The tech industry is awash with one particular buzzphrase right now: Artificial Intelligence. In the field of science and engineering, it is something that has immeasurable practical application. And this is something Lenovo is aiding Ducati with.
“AI is on the edge of technology,” Ducati’s Head of Data Analysis - Racing and R&D David Attisano says. “It’s something that Ducati, as an innovation company, has to take into account, make some experiments and include it if it’s suitable for our applications. We have two applications that are relevant, which is virtual sensing and anomaly detection.
“These two aspects are used nowadays because we have the power of calculation, the amount of data and so on, to use them. For example, virtual sensing is something very common. You have a lot of data coming from the development of the bike. You are using a lot of sensors on the bike running on the track on a race weekend. On the track, we have about 50 sensors.
“But in practice with our development team with Michele Pirro, we have a lot more sensors and we can measure more quantities. AI helps us to make these quantities matching to the sensors and removing the sensors having the quantity measured before the testing session. So, this virtual sensing is very common in the field of engineering. During a racing session we are moving from 1000 and 1200 virtual sensors.

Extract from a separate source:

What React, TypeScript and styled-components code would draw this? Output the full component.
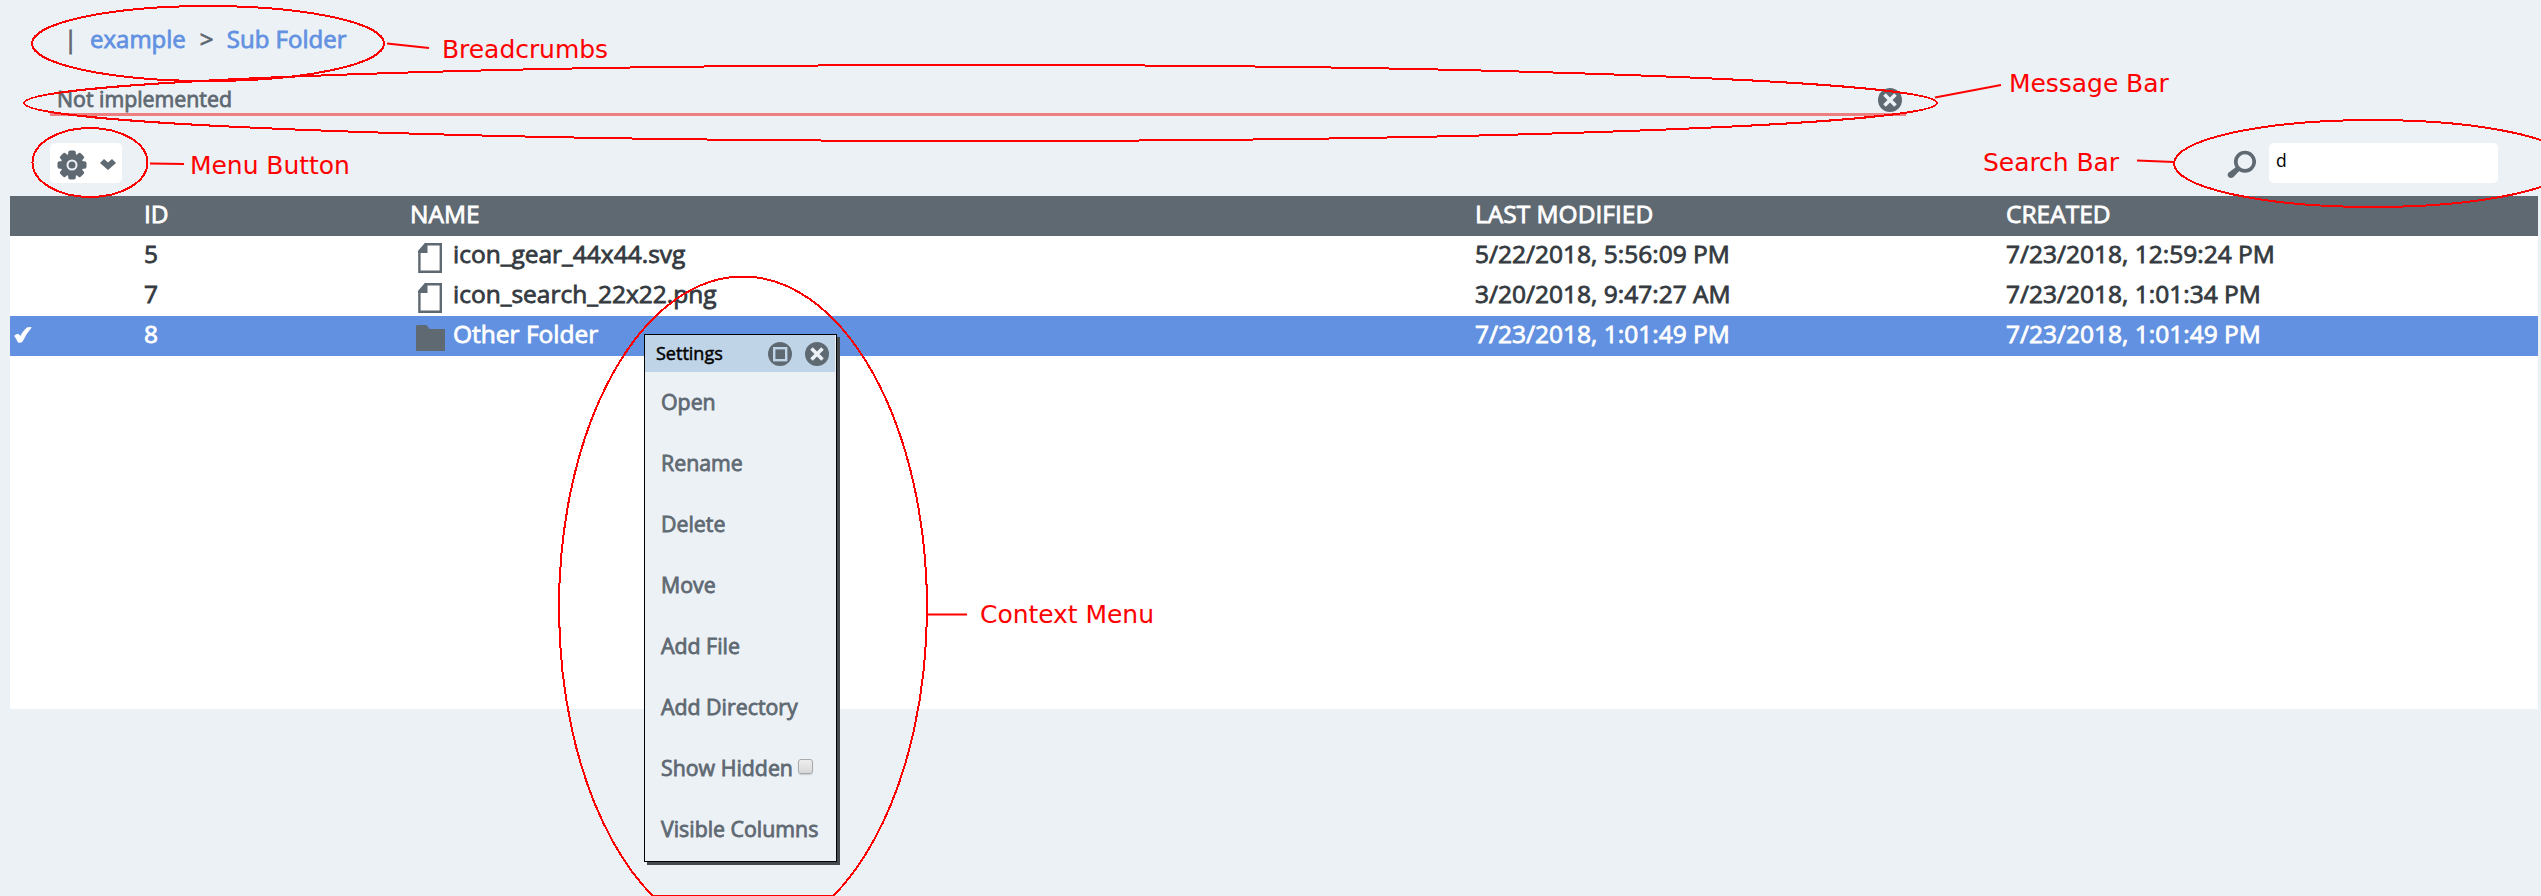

“The other side is anomaly detection. There are a lot of algorithms, but in real-time we don’t have the capability of the computer to elaborate on all the data and be so precise on the application. So, anomaly detection is something that - looking at the past - can predict if something is going to fail. Or something has failed but no one was aware of it, replicating behaviour in the past. I think in the motorcycle industry we are pioneers in this. There are other aspects of AI that we are developing, like generative AI.”
Gigi Dall’Igna is as old school as engineers come, but he has never shied away from technology and dubbed it “the future” when we spoke to him in the Ducati garage at Misano. Lenovo, seemingly, is allowing him - within the parameters of the rules - to continue spreading his wings in MotoGP bike development.
But the association between Ducati and Lenovo goes well beyond the technical. Global Sponsorship and Activation Manager Lara Rodin spoke of the significance of the Lenovo brand being carried by superstar names in Pecco Bagnaia and Marc Marquez.
“It means having a huge opportunity to reach millions and millions of fans all over the world, which is one of the objectives we want to achieve together in addition to the digital transformation that we are working on since the beginning of the partnership,” she said.
“So, just think about the number of fans that this sport itself has all over the world. Being partner with two of the most iconic or important riders in the existing championship is giving you the possibility to shorten the distance in contacting people who are sharing the same passion, which is priceless.”